Jo Barstow is a specialist in exoplanet atmospheres, with a particular interest in spectral retrievals and cloud properties. She is currently a Royal Astronomical Society Research Fellow at University College London, performing comparative studies of exoplanet atmospheres. She balances part time work with caring for her toddler daughter. Although she doesn’t get much time for it at the moment, she is also a keen amateur singer, actress and musician and is now an expert sheet music/toddler juggler.
Bruce Macintosh is an astronomer studying extrasolar planets with high-contrast imaging. His PhD was at UCLA graduating in 1994, when UCLA was first starting its world-class infrared instrumentation lab – Bruce worked on the Gemini 2-channel IR camera for Lick Observatory. After that, he took a postdoc at Lawrence Livermore National Lab and then becomes a staff scientist at LLNL through 2013. At LLNL he worked on adaptive optics systems at Lick and Keck Observatory, and was one of the founders of the NSF Center for Adaptive Optics.

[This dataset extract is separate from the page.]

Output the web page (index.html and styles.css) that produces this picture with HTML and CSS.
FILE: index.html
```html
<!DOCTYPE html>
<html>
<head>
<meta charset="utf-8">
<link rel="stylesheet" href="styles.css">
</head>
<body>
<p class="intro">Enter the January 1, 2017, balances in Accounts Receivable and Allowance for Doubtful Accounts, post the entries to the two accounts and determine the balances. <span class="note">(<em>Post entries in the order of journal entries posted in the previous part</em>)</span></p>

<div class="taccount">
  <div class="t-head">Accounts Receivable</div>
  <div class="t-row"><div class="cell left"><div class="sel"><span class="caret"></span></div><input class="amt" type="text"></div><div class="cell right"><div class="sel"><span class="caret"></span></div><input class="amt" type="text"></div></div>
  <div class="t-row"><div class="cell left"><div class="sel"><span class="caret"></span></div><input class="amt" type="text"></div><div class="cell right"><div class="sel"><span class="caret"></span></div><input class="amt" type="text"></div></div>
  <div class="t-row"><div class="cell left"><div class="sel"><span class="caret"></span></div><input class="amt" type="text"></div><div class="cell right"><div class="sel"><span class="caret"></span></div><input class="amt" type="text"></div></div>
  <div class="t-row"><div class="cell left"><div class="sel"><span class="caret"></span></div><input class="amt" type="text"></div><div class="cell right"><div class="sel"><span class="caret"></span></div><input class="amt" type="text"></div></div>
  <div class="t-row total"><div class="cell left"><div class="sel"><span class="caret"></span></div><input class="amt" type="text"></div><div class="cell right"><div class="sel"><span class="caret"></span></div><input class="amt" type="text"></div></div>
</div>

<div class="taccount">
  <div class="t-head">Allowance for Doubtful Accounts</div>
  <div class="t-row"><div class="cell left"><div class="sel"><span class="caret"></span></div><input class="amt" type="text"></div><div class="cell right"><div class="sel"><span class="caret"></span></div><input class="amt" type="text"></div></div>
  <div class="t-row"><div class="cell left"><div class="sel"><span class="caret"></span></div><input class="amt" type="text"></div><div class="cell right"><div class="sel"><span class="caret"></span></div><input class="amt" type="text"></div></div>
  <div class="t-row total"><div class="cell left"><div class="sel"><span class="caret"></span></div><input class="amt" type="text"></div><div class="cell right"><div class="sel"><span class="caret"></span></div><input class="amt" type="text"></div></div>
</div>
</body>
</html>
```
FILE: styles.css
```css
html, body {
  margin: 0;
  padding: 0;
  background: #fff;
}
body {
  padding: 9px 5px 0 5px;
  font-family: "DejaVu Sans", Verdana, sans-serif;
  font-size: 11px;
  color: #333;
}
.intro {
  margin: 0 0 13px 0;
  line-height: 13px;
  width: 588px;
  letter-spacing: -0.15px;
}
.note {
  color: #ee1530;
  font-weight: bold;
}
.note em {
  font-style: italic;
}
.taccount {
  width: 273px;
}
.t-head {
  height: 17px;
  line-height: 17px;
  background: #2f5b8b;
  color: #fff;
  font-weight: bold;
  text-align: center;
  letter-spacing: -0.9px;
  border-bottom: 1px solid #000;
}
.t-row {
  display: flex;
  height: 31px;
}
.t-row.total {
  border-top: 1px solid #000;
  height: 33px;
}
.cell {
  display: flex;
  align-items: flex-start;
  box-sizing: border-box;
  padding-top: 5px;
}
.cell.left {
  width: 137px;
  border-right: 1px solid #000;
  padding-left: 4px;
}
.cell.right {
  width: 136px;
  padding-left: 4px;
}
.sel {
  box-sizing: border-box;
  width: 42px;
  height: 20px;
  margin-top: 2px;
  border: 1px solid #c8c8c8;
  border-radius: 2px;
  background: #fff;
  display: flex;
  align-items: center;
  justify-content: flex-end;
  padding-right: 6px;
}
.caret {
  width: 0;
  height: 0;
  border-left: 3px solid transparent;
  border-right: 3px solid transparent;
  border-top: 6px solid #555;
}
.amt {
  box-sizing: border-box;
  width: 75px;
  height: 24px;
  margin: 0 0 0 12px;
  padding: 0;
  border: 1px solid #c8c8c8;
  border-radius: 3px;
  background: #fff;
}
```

Together with Christian Marois, Bruce led the team that used Keck adaptive optics to make the first-ever images of an exoplanet system – the four young giant planets orbiting HR8799. He is the Principal Investigator for the Gemini Planet Imager (GPI), an advanced AO coronagraph now on the Gemini South Telescope carrying out a survey for young planets. He also co-leads a coronagraph science team for the WFIRST instrument. He is active in astro science policy, having served on the ground-based optical/IR panel for the 2010 Decadal Survey, the Mid-Decadal Survey, and the just-completed Exoplanet Science Strategy panel.
Christian Schaller is the lead software developer for the HiRISE operations group at the Lunar and Planetary Lab at the University of Arizona. He specializes in mission planning and instrument commanding software. In addition to developing the HiRISE planning tools, he is currently developing similar tools for the CaSSIS camera for the University of Bern, one of the instruments aboard the ESA ExoMars 2016 Trace Gas Orbiter. He likes cats, robotic space exploration, prog rock, and Dungeons and Dragons.
Emily Hunt (@emilydoesastro) is a final year undergraduate at the University of Bath in the UK. She is approaching the end of a summer internship, with the aim of improving the knowledge of dust extinction to variable stars in the Magellanic clouds by using parallax data from the Gaia satellite. The past couple of months have been an adventure in learning about Bayesian statistics, variable stars, and doing large-scale data analysis in Python. Emily is also passionate about equality and diversity in science, being involved in running a Network of Women in Physics at her university and being an advocate for LGBT+ people in STEM.
In her spare time, Emily does live sound engineering and plays guitar. She grew up in Coventry in the middle of the UK, and developed her passion for space after a family move nearer to the countryside with a darker night sky. She’s also a science fiction buff, and has an arduino called Lovelace.